The Board of Education has perhaps had the hardest lesson, and I am not sure we have learned it. Working with a restricted, politicized budget makes it difficult to care intensely about improving working conditions for teachers, improving the level of instruction, providing safe schools and raising the quality of education for children of all races and nationalities. The clearly outlined box of funds inevitably pits one concern against another. In order to provide for one priority, you must forgo another. The choice is not easy or final.

The contract negotiations that have lasted so long are only a reflection of the difficulty the board and its seven individual members have had in making clear choices. And it is a no-win situation. Four votes can resolve to make one priority more important than another. The consequence is that the three losing members can label the majority as “anti-teacher” or “anti-children.” This school district cannot survive for the present or for the future on such win-lose decisions. This community will not move forward socially or economically with such a “we against them” environment in its public schools.

This brings me to the lessons learned by the community. The most obvious is that Los Angeles cares about its schools.
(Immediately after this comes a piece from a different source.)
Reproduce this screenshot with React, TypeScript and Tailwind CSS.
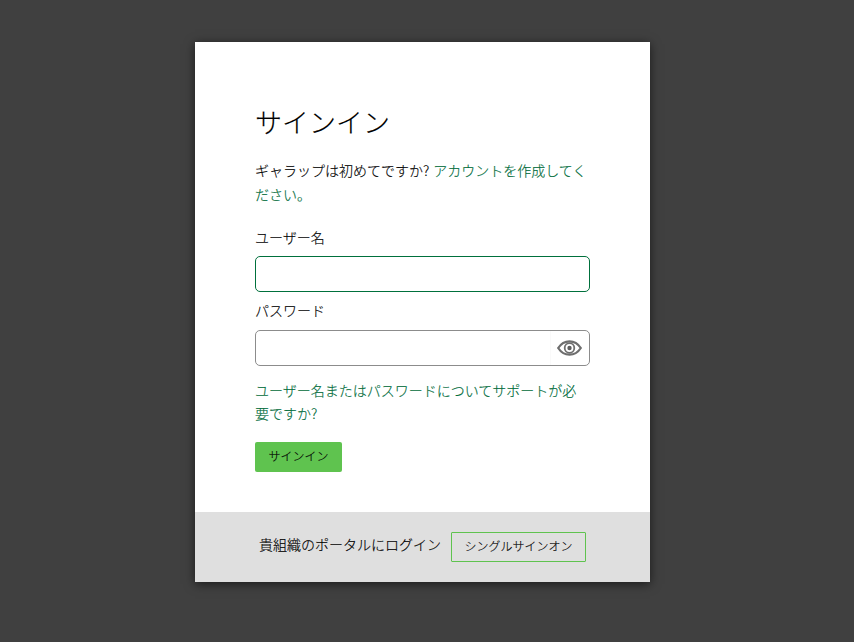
import React, {useState} from 'react'

const jpFont = "font-['Liberation_Sans','Noto_Sans_CJK_JP',sans-serif]"
const thinMark = "font-['Noto_Sans_CJK_JP',sans-serif]"

const EyeIcon = () => (
    <svg width="25" height="16" viewBox="0 0 25 16" fill="none">
        <path d="M1.2 8C4 3.6 8 1.3 12.5 1.3S21 3.6 23.8 8C21 12.4 17 14.7 12.5 14.7S4 12.4 1.2 8Z" stroke="#6e6e6e" strokeWidth="2.2"/>
        <circle cx="12.5" cy="8" r="4.8" stroke="#6e6e6e" strokeWidth="1.8"/>
        <circle cx="12.5" cy="8" r="2.2" fill="#5e5e5e"/>
    </svg>
)

const App = () => {
    const [username, setUsername] = useState('')
    const [password, setPassword] = useState('')

    return (
        <div className={`flex h-[642px] w-full items-start justify-center bg-[#404040] pt-[42px] pr-[9px] text-[14px] font-light text-black [-webkit-text-stroke:0.15px] ${jpFont}`}>
            <div className="flex h-[540px] w-[455px] flex-col bg-white shadow-[0_2px_10px_rgba(0,0,0,0.6)]">
                <div className="flex flex-1 flex-col px-[60px] pt-[60px]">
                    <h1 className="mt-[2px] h-[40px] text-[27px] leading-[40px] font-light">サインイン</h1>
                    <p className="mt-[14px] h-[48px] text-[14px] leading-[24px]">
                        ギャラップは初めてですか<span className={thinMark}>?</span> <a href="#" className="text-[#006b3a]">アカウントを作成してください。</a>
                    </p>
                    <label className="mt-[20px] text-[14px] leading-[24px]">ユーザー名</label>
                    <input
                        value={username}
                        onChange={(e) => setUsername(e.target.value)}
                        className="mt-[6px] h-[36px] w-full rounded-[5px] border border-[#00703c] px-2 outline-none"
                    />
                    <label className="mt-[7px] text-[14px] leading-[24px]">パスワード</label>
                    <div className="relative mt-[7px] h-[36px] w-full">
                        <input
                            type="password"
                            value={password}
                            onChange={(e) => setPassword(e.target.value)}
                            className="h-full w-full rounded-[5px] border border-[#8c8c8c] px-2 pr-10 outline-none"
                        />
                        <span className="absolute top-[1px] right-[1px] bottom-[1px] flex w-[39px] items-center justify-center border-l border-[#fafafa] pr-[2px]">
                            <EyeIcon/>
                        </span>
                    </div>
                    <a href="#" className="mt-[14px] h-[46px] text-[14px] leading-[23px] text-[#006b3a]">
                        ユーザー名またはパスワードについてサポートが必要ですか<span className={`${thinMark} leading-[0]`}>?</span>
                    </a>
                    <button className="mt-[16px] h-[30px] w-[87px] rounded-[2px] bg-[#5fc34f] text-[12px] text-black">
                        サインイン
                    </button>
                </div>
                <div className="flex h-[70px] items-center justify-center gap-[10px] bg-[#dfdfdf]">
                    <span className="mb-[3px] text-[14px]">貴組織のポータルにログイン</span>
                    <button className="h-[30px] w-[135px] rounded-[1px] border border-[#5fc34f] text-[12px] text-black">
                        シングルサインオン
                    </button>
                </div>
            </div>
        </div>
    )
}

export default App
During the strike, you have not been able to ride the bus, lunch at a restaurant or go to a movie without hearing comments and opinions about contract negotiations. Numerous unscientific surveys have been taken on which side is right.

The second clear lesson is that Los Angeles does not like and does not want a teacher strike. School district offices have received hundreds of calls, but the message is the same--settle the dispute.

But the community has not been a player in this drama. The average citizen is not involved in our schools. We have not done a good job of informing parents, students, business people, civic volunteers and other interested individuals about how schools are funded, how negotiations take place and what role the city can play in shaping school policies.

This lack of understanding has allowed those on both sides of the strike to take hard-line positions without the support of the community. The teachers’ union President Wayne Johnson has said that “teachers are prepared for the siege. The district’s crippled schools may be closed for the rest of the (school) year.” School Board President Roberta Weintraub quotes the fact-finder’s report, which concluded that the district’s offer is the best in the country. Striking teachers rally that they will not capitulate. Substitute teachers resolve that they are doing the best for the children by keeping the classroom open.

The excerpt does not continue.